**Supplied data:**
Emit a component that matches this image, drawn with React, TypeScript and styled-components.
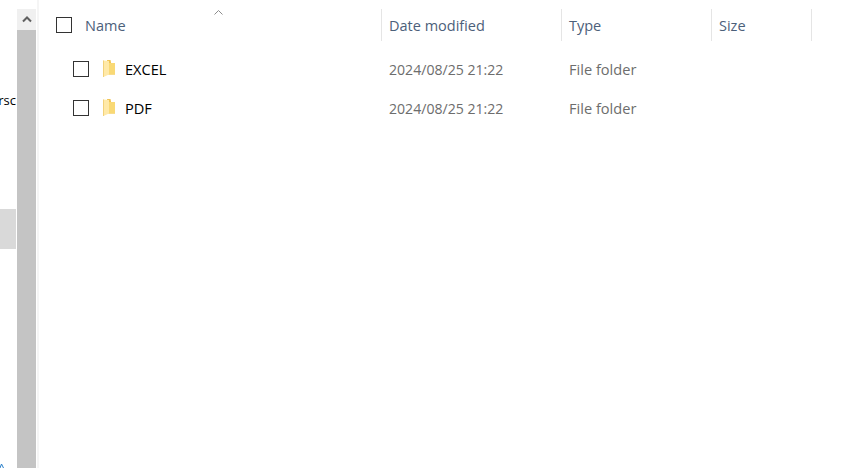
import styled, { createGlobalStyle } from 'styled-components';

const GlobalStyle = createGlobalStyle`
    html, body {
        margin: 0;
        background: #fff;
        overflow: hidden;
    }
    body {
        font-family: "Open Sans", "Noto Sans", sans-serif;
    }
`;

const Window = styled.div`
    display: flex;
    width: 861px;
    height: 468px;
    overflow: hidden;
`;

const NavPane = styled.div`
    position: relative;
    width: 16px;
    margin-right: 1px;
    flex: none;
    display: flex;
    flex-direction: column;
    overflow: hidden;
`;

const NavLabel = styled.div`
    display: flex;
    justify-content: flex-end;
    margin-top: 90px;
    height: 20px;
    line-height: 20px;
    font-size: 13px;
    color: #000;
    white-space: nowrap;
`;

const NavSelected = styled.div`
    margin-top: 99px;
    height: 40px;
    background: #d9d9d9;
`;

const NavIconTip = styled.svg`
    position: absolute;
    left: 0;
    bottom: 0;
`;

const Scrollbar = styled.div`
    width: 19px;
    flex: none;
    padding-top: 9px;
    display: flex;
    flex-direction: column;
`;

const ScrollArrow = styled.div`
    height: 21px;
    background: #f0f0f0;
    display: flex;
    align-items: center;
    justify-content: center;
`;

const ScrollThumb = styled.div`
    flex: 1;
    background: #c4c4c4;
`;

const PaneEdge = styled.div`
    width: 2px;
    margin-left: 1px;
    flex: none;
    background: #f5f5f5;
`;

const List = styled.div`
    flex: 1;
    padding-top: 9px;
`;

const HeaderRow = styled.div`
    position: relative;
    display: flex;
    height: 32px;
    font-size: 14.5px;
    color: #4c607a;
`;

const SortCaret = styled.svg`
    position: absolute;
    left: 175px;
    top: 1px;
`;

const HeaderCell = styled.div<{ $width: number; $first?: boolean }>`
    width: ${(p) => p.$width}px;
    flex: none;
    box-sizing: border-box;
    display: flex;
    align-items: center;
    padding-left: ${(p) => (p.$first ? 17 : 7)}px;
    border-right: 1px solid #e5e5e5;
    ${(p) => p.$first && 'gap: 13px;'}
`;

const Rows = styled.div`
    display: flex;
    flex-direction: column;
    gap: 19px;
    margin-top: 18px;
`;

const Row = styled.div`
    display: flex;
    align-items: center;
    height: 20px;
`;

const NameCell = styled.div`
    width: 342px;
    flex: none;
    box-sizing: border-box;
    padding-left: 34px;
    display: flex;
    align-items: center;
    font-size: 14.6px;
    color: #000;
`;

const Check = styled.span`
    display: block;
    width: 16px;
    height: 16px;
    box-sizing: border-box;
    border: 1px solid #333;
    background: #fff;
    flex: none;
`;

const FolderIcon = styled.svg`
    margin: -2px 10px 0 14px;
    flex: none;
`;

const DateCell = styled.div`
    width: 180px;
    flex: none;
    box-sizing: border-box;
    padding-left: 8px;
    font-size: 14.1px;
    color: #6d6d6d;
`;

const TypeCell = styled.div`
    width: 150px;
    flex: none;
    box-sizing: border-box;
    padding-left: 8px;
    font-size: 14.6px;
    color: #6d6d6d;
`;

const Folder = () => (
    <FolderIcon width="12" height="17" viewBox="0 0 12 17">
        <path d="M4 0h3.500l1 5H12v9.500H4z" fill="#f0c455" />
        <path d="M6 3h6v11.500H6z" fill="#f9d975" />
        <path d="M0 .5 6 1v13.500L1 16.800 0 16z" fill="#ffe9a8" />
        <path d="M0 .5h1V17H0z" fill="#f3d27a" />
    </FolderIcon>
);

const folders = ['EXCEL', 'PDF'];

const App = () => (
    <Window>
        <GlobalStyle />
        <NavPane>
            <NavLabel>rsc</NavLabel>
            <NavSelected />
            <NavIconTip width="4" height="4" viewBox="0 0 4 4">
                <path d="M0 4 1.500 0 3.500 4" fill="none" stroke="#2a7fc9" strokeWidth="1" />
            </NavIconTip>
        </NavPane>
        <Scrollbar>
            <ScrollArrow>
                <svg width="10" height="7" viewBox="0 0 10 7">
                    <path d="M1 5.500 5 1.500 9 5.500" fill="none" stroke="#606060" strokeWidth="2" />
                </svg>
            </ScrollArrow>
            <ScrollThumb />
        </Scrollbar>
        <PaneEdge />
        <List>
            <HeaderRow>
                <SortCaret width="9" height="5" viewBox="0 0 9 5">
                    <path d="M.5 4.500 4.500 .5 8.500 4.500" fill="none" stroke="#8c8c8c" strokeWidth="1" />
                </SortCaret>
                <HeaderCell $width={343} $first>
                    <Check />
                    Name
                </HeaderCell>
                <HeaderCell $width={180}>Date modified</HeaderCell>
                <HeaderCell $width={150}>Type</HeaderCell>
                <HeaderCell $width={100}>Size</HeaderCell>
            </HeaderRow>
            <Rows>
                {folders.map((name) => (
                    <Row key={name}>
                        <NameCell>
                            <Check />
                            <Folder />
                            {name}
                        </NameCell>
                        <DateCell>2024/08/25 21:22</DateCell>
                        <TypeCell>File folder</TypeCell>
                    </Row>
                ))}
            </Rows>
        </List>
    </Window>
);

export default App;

**Your task:**
Reproduce all of the data exactly, omitting each picture it holds.

**Full answer:**
Emit a component that matches this image, drawn with React, TypeScript and styled-components.
import styled, { createGlobalStyle } from 'styled-components';

const GlobalStyle = createGlobalStyle`
    html, body {
        margin: 0;
        background: #fff;
        overflow: hidden;
    }
    body {
        font-family: "Open Sans", "Noto Sans", sans-serif;
    }
`;

const Window = styled.div`
    display: flex;
    width: 861px;
    height: 468px;
    overflow: hidden;
`;

const NavPane = styled.div`
    position: relative;
    width: 16px;
    margin-right: 1px;
    flex: none;
    display: flex;
    flex-direction: column;
    overflow: hidden;
`;

const NavLabel = styled.div`
    display: flex;
    justify-content: flex-end;
    margin-top: 90px;
    height: 20px;
    line-height: 20px;
    font-size: 13px;
    color: #000;
    white-space: nowrap;
`;

const NavSelected = styled.div`
    margin-top: 99px;
    height: 40px;
    background: #d9d9d9;
`;

const NavIconTip = styled.svg`
    position: absolute;
    left: 0;
    bottom: 0;
`;

const Scrollbar = styled.div`
    width: 19px;
    flex: none;
    padding-top: 9px;
    display: flex;
    flex-direction: column;
`;

const ScrollArrow = styled.div`
    height: 21px;
    background: #f0f0f0;
    display: flex;
    align-items: center;
    justify-content: center;
`;

const ScrollThumb = styled.div`
    flex: 1;
    background: #c4c4c4;
`;

const PaneEdge = styled.div`
    width: 2px;
    margin-left: 1px;
    flex: none;
    background: #f5f5f5;
`;

const List = styled.div`
    flex: 1;
    padding-top: 9px;
`;

const HeaderRow = styled.div`
    position: relative;
    display: flex;
    height: 32px;
    font-size: 14.5px;
    color: #4c607a;
`;

const SortCaret = styled.svg`
    position: absolute;
    left: 175px;
    top: 1px;
`;

const HeaderCell = styled.div<{ $width: number; $first?: boolean }>`
    width: ${(p) => p.$width}px;
    flex: none;
    box-sizing: border-box;
    display: flex;
    align-items: center;
    padding-left: ${(p) => (p.$first ? 17 : 7)}px;
    border-right: 1px solid #e5e5e5;
    ${(p) => p.$first && 'gap: 13px;'}
`;

const Rows = styled.div`
    display: flex;
    flex-direction: column;
    gap: 19px;
    margin-top: 18px;
`;

const Row = styled.div`
    display: flex;
    align-items: center;
    height: 20px;
`;

const NameCell = styled.div`
    width: 342px;
    flex: none;
    box-sizing: border-box;
    padding-left: 34px;
    display: flex;
    align-items: center;
    font-size: 14.6px;
    color: #000;
`;

const Check = styled.span`
    display: block;
    width: 16px;
    height: 16px;
    box-sizing: border-box;
    border: 1px solid #333;
    background: #fff;
    flex: none;
`;

const FolderIcon = styled.svg`
    margin: -2px 10px 0 14px;
    flex: none;
`;

const DateCell = styled.div`
    width: 180px;
    flex: none;
    box-sizing: border-box;
    padding-left: 8px;
    font-size: 14.1px;
    color: #6d6d6d;
`;

const TypeCell = styled.div`
    width: 150px;
    flex: none;
    box-sizing: border-box;
    padding-left: 8px;
    font-size: 14.6px;
    color: #6d6d6d;
`;

const Folder = () => (
    <FolderIcon width="12" height="17" viewBox="0 0 12 17">
        <path d="M4 0h3.500l1 5H12v9.500H4z" fill="#f0c455" />
        <path d="M6 3h6v11.500H6z" fill="#f9d975" />
        <path d="M0 .5 6 1v13.500L1 16.800 0 16z" fill="#ffe9a8" />
        <path d="M0 .5h1V17H0z" fill="#f3d27a" />
    </FolderIcon>
);

const folders = ['EXCEL', 'PDF'];

const App = () => (
    <Window>
        <GlobalStyle />
        <NavPane>
            <NavLabel>rsc</NavLabel>
            <NavSelected />
            <NavIconTip width="4" height="4" viewBox="0 0 4 4">
                <path d="M0 4 1.500 0 3.500 4" fill="none" stroke="#2a7fc9" strokeWidth="1" />
            </NavIconTip>
        </NavPane>
        <Scrollbar>
            <ScrollArrow>
                <svg width="10" height="7" viewBox="0 0 10 7">
                    <path d="M1 5.500 5 1.500 9 5.500" fill="none" stroke="#606060" strokeWidth="2" />
                </svg>
            </ScrollArrow>
            <ScrollThumb />
        </Scrollbar>
        <PaneEdge />
        <List>
            <HeaderRow>
                <SortCaret width="9" height="5" viewBox="0 0 9 5">
                    <path d="M.5 4.500 4.500 .5 8.500 4.500" fill="none" stroke="#8c8c8c" strokeWidth="1" />
                </SortCaret>
                <HeaderCell $width={343} $first>
                    <Check />
                    Name
                </HeaderCell>
                <HeaderCell $width={180}>Date modified</HeaderCell>
                <HeaderCell $width={150}>Type</HeaderCell>
                <HeaderCell $width={100}>Size</HeaderCell>
            </HeaderRow>
            <Rows>
                {folders.map((name) => (
                    <Row key={name}>
                        <NameCell>
                            <Check />
                            <Folder />
                            {name}
                        </NameCell>
                        <DateCell>2024/08/25 21:22</DateCell>
                        <TypeCell>File folder</TypeCell>
                    </Row>
                ))}
            </Rows>
        </List>
    </Window>
);

export default App;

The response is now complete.